-- Begin --

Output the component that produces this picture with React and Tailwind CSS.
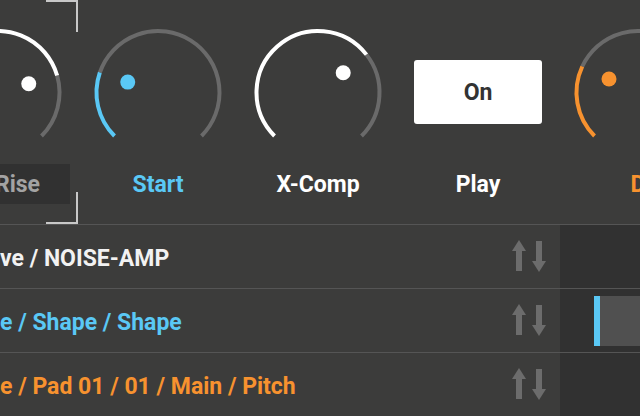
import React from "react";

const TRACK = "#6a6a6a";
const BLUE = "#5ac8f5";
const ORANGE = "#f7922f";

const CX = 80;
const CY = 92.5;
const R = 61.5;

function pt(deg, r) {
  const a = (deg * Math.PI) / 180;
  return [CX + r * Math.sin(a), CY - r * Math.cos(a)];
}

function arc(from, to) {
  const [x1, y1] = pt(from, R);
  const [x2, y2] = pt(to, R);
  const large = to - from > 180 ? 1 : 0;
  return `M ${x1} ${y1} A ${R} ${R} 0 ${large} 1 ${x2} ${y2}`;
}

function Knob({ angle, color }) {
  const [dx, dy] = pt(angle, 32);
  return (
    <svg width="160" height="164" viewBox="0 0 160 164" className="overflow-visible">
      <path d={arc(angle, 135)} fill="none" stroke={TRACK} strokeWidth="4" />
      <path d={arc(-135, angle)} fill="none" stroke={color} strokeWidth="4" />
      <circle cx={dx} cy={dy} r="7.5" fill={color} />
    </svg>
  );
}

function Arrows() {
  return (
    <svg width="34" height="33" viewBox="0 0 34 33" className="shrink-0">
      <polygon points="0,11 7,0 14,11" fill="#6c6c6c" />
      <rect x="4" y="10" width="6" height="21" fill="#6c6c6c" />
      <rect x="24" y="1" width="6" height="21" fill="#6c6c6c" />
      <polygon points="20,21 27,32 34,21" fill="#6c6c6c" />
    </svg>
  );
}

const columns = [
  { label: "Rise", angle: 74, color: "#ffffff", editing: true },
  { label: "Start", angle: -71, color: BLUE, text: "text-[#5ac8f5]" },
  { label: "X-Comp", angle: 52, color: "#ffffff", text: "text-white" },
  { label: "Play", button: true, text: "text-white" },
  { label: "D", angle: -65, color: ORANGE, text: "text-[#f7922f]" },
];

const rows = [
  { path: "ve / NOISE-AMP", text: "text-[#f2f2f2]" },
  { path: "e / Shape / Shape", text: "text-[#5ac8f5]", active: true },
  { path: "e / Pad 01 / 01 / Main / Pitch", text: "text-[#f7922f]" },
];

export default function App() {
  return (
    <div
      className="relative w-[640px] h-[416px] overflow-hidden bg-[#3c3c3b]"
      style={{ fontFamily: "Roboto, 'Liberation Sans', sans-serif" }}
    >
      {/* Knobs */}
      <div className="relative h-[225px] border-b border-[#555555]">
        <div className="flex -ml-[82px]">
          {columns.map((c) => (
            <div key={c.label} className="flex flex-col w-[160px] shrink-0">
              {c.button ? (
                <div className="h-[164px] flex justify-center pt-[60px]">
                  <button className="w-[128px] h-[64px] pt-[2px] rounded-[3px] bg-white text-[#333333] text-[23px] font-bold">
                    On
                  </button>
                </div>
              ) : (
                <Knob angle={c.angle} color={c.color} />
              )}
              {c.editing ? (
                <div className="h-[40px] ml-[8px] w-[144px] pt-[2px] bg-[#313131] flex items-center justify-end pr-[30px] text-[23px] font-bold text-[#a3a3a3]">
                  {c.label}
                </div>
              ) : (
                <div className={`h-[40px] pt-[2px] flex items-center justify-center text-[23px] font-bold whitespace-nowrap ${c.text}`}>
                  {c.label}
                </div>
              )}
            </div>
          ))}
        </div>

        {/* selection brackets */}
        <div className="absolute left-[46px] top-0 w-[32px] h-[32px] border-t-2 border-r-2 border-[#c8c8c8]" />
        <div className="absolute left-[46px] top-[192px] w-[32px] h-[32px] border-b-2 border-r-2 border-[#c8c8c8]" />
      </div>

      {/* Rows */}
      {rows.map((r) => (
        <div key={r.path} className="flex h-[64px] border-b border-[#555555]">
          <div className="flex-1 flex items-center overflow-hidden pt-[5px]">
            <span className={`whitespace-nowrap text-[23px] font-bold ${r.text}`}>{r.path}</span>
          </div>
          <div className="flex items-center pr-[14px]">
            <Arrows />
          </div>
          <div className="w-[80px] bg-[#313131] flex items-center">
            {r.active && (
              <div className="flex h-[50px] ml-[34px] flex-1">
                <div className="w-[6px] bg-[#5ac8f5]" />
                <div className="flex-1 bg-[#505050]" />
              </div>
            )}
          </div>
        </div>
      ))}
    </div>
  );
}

-- End --

Of all the lines above, how many contain "React"? Give the number and nothing more.

- Problem solution
2